Fans view going to games as a meaningful escape from their responsibilities, with a little entitlement thrown in for the ridiculous price of entry. That doesn't mean attending an event comes without any responsibilities of its own. 

The issue is that Philly fans are sometimes a bit too comfortable pushing the envelope, and too many of them don't understand the difference between roleplaying as an a-hole and being one.

It's a bit laughable seeing Philly fans question why there would be a debate about the safety of extending beer sales at Phillies games from the end of the 7th inning to the end of the 8th. Was it the hot dogs? Maybe it was the hot dogs. 
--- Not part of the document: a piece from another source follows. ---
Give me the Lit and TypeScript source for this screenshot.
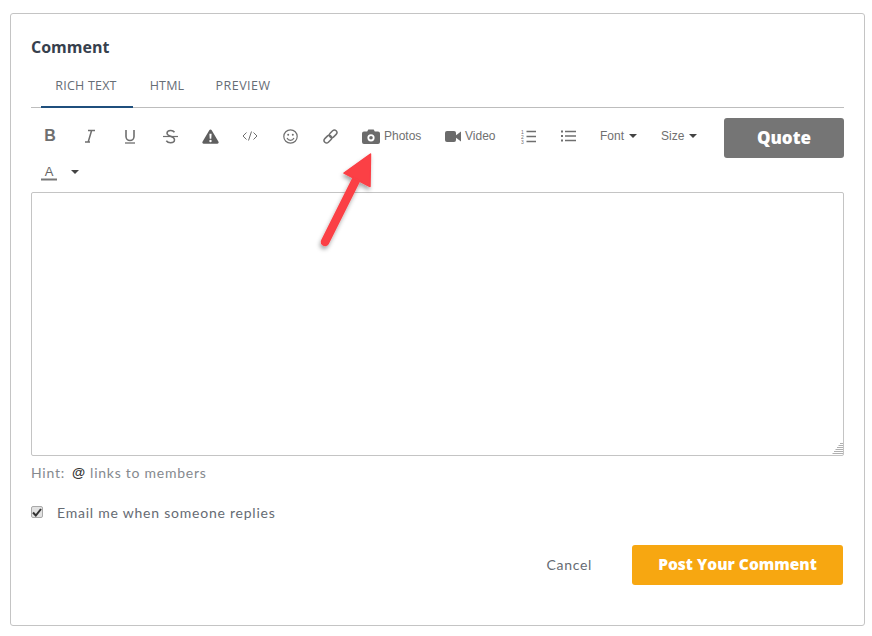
import { LitElement, html, css, svg } from "lit";
import { customElement } from "lit/decorators.js";

const ic = (w: number, h: number, body: unknown) =>
  html`<svg width=${w} height=${h} viewBox="0 0 ${w} ${h}" aria-hidden="true">${body}</svg>`;

@customElement("app-root")
export class AppRoot extends LitElement {
  static styles = css`
    :host { display: block; width: 872px; height: 636px; background: #fff; font-family: Lato, "Open Sans", sans-serif; box-sizing: border-box; padding: 13px 7px 0 10px; position: relative; }
    * { box-sizing: border-box; }
    .card { width: 855px; height: 613px; border: 1px solid #c4c4c4; border-radius: 3px; padding: 0 20px; }
    h2 { margin: 0; padding-top: 22px; height: 49px; font: 700 16px/22px "Open Sans", sans-serif; color: #36404d; }
    .tabs { display: flex; height: 45px; border-bottom: 1px solid #bdbdbd; }
    .tab { font: 400 12.5px/16px "Open Sans", sans-serif; color: #666d75; height: 45px; padding-top: 15px; text-align: center; letter-spacing: 0.2px; white-space: nowrap; }
    .tab.on { width: 92px; margin-left: 10px; padding-right: 2px; border-bottom: 2px solid #1f4f7d; }
    .tab.h { width: 68px; }
    .tab.p { width: 68px; margin-left: 8px; letter-spacing: 0.45px; }
    .toolbar { display: flex; justify-content: space-between; padding-top: 10px; height: 84px; }
    .rows { display: flex; flex-direction: column; margin-left: -1px; }
    .row { display: flex; height: 36px; align-items: center; }
    .b { width: 40px; height: 36px; display: flex; align-items: center; justify-content: center; color: #6f6f6f; font-family: "Liberation Sans", sans-serif; }
    .bold { font-weight: 700; font-size: 16px; }
    .l { font-size: 12px; color: #707070; font-family: "Liberation Sans", sans-serif; display: flex; align-items: center; height: 36px; }
    .photos { margin-left: 12px; width: 83px; gap: 4px; }
    .video { width: 60px; gap: 4px; }
    .ol { margin-left: 3px; }
    .font { margin-left: 12px; width: 61px; gap: 5px; }
    .size { width: 38px; gap: 5px; }
    .caret { width: 0; height: 0; border-left: 4px solid transparent; border-right: 4px solid transparent; border-top: 4px solid #444; }
    .color { width: 38px; }
    .color-caret { margin-left: 3px; margin-top: -1px; }
    .quote { width: 120px; height: 40px; background: #757575; color: #fff; border-radius: 3px; font: 800 17px/40px "Open Sans", sans-serif; text-align: center; }
    .ta { height: 264px; border: 1px solid #c4c4c4; border-radius: 2px; position: relative; }
    .grip { position: absolute; right: 0; bottom: 0; }
    .hint { margin-top: 8px; font-size: 14px; line-height: 18px; color: #85898e; letter-spacing: 0.75px; display: flex; }
    .at { color: #333; font-family: "Liberation Sans", sans-serif; font-weight: 700; margin-left: 7px; margin-right: 5px; font-size: 13.5px; letter-spacing: 0; }
    .email { margin-top: 22px; display: flex; align-items: center; font-size: 14px; line-height: 18px; color: #666b73; letter-spacing: 0.77px; }
    .cb { width: 12px; height: 12px; border: 1px solid #a9a9a9; border-radius: 2px; background: #e2e2e2; display: flex; align-items: center; justify-content: center; margin-right: 14px; margin-bottom: 2px; }
    .actions { display: flex; justify-content: flex-end; align-items: center; margin-top: 23px; }
    .cancel { font-size: 14px; letter-spacing: 0.7px; color: #666b73; margin-right: 40px; margin-bottom: 2px; }
    .post { width: 211px; height: 40px; margin-right: 1px; background: #f7a711; color: #fff; border-radius: 3px; font: 800 15.5px/38px "Open Sans", sans-serif; text-align: center; }
    .arrow { position: absolute; left: 310px; top: 150px; }
  `;

  render() {
    const stroke = "#6f6f6f";
    return html`<div class="card">
      <h2>Comment</h2>
      <div class="tabs">
        <div class="tab on">RICH TEXT</div><div class="tab h">HTML</div><div class="tab p">PREVIEW</div>
      </div>
      <div class="toolbar">
        <div class="rows">
          <div class="row">
            <div class="b bold">B</div>
            <div class="b">${ic(14, 14, svg`<path d="M5 1.500h7M2 13h5M8.600 1.500 5.200 13" stroke=${stroke} stroke-width="1.500" fill="none"/>`)}</div>
            <div class="b">${ic(12, 15, svg`<path d="M2 1v6.500a4 4 0 0 0 8 0V1" stroke=${stroke} stroke-width="1.600" fill="none"/><path d="M1 14h10" stroke=${stroke} stroke-width="1.300"/>`)}</div>
            <div class="b">${ic(15, 15, svg`<path d="M11.500 3.200C10.500 1.800 9 1.300 7.500 1.400 5.500 1.500 4 2.600 4 4.200c0 3.600 7.500 2.500 7.500 6.600 0 1.800-1.700 3-4 3-1.700 0-3.300-.7-4.200-2" stroke=${stroke} stroke-width="1.500" fill="none"/><path d="M0 7.500h15" stroke=${stroke} stroke-width="1.200"/>`)}</div>
            <div class="b">${ic(17, 15, svg`<path fill-rule="evenodd" d="M8.500.5c.5 0 1 .3 1.200.7l6.800 11.600c.5.900-.1 1.900-1.200 1.900H1.700c-1.100 0-1.700-1-1.200-1.900L7.300 1.200c.2-.4.700-.7 1.200-.7ZM7.400 4.800l.3 5h1.600l.3-5H7.400Zm1.100 6a1.200 1.200 0 1 0 0 2.400 1.200 1.200 0 0 0 0-2.400Z" fill="#5f5f5f"/>`)}</div>
            <div class="b">${ic(16, 10, svg`<path d="M4.500 1.500 1 5l3.500 3.500M11.500 1.500 15 5l-3.500 3.500M9.500.5l-3 9" stroke=${stroke} stroke-width="1" fill="none"/>`)}</div>
            <div class="b">${ic(15, 15, svg`<circle cx="7.500" cy="7.500" r="6.700" stroke=${stroke} stroke-width="1.200" fill="none"/><circle cx="5.200" cy="5.800" r="1" fill=${stroke}/><circle cx="9.800" cy="5.800" r="1" fill=${stroke}/><path d="M4 9c.8 1.600 2 2.300 3.500 2.300S10.200 10.600 11 9" stroke=${stroke} stroke-width="1.200" fill="none"/>`)}</div>
            <div class="b">${ic(15, 15, svg`<g transform="rotate(-45 7.500 7.500)" stroke=${stroke} stroke-width="1.500" fill="none"><rect x="-.5" y="5" width="8.500" height="5" rx="2.500"/><rect x="7" y="5" width="8.500" height="5" rx="2.500"/></g>`)}</div>
            <div class="l photos">${ic(18, 15, svg`<path fill-rule="evenodd" d="M2 2.500h3.200L6.300.5h5.400l1.100 2H16a2 2 0 0 1 2 2V13a2 2 0 0 1-2 2H2a2 2 0 0 1-2-2V4.500a2 2 0 0 1 2-2Zm7 2.700a3.600 3.600 0 1 0 0 7.200 3.600 3.600 0 0 0 0-7.200Zm0 1.800a1.800 1.800 0 1 1 0 3.600 1.800 1.800 0 0 1 0-3.600Z" fill="#6b6b6b"/>`)}<span>Photos</span></div>
            <div class="l video">${ic(16, 13, svg`<rect x="0" y="1" width="11" height="11" rx="2" fill="#6b6b6b"/><path d="M11 5.200 16 1.500v10L11 7.800Z" fill="#6b6b6b"/>`)}<span>Video</span></div>
            <div class="b ol">${ic(15, 15, svg`<path d="M5.500 2.500H15M5.500 7.500H15M5.500 12.500H15" stroke=${stroke} stroke-width="1.500"/><text x="0" y="4.500" font-size="5" font-family="Liberation Sans" fill=${stroke}>1</text><text x="0" y="9.500" font-size="5" font-family="Liberation Sans" fill=${stroke}>2</text><text x="0" y="14.500" font-size="5" font-family="Liberation Sans" fill=${stroke}>3</text>`)}</div>
            <div class="b">${ic(15, 12, svg`<path d="M4 1.500h11M4 6h11M4 10.500h11" stroke=${stroke} stroke-width="1.500"/><path d="M0 1.500h2M0 6h2M0 10.500h2" stroke=${stroke} stroke-width="1.800"/>`)}</div>
            <div class="l font"><span>Font</span><i class="caret"></i></div>
            <div class="l size"><span>Size</span><i class="caret"></i></div>
          </div>
          <div class="row">
            <div class="b color">${ic(16, 17, svg`<text x="8" y="11.500" text-anchor="middle" font-size="13" font-family="Liberation Sans" fill="#666">A</text><path d="M0 15.500h16" stroke="#777" stroke-width="2"/>`)}</div>
            <i class="caret color-caret"></i>
          </div>
        </div>
        <div class="quote">Quote</div>
      </div>
      <div class="ta">
        <svg class="grip" width="11" height="13" viewBox="0 0 11 13" aria-hidden="true"><path d="M8 1.500h3M6.500 3.500H11M5 5.500h6M3.500 7.500H11M2 9.500h9M.5 11.500H11" stroke="#b0b0b0" stroke-width="1" fill="none"/></svg>
      </div>
      <div class="hint"><span>Hint:</span><span class="at">@</span><span>links to members</span></div>
      <div class="email"><span class="cb"><svg width="10" height="9" viewBox="0 0 10 9" aria-hidden="true"><path d="M1 4.500 3.800 7.500 9 1" stroke="#333" stroke-width="2" fill="none"/></svg></span><span>Email me when someone replies</span></div>
      <div class="actions"><span class="cancel">Cancel</span><div class="post">Post Your Comment</div></div>
    </div>
    <svg class="arrow" width="70" height="105" viewBox="0 0 70 105" aria-hidden="true">
      <defs><filter id="s" x="-30%" y="-30%" width="160%" height="160%"><feDropShadow dx="-1" dy="3" stdDeviation="2" flood-color="#000" flood-opacity=".35"/></filter></defs>
      <g filter="url(#s)"><path d="M15 92 46 30" stroke="#fb3f45" stroke-width="8.500" stroke-linecap="round"/><path d="M60.500 4 34 23 60 36.500Z" fill="#fb3f45" stroke="#fb3f45" stroke-width="1.500" stroke-linejoin="round"/></g>
    </svg>`;
  }
}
The highs of being a Philly sports fan and reveling in this wild atmosphere are second to no other sports market, on the whole. The reputation the city has is multifaceted in good ways and bad. But if Philly fans don't want to be maligned forever, incidents like Tuesday night's food fight can't happen.

Maybe the people who do outrageous things in the name of supporting Philly teams enjoy being viewed negatively. Is there any way to argue with that or defend it?

Jason Kelce's celebrated slogan — "No one likes us, we don't care" — should never have been interpreted as Philly not caring about how we treat our own teams, their facilities and the guests who use them. It's the ultimate lack of self-awareness to care so much about a sports team that you would act in ways that get you kicked out of a stadium, whether the team is winning or losing.

Good luck getting another "Dollar Dog Night" in the near future, unless the Phillies are gracious about this incident. The team certainly won't have a problem with fans paying a fortune for everything else in the ballpark that costs considerably more than $1.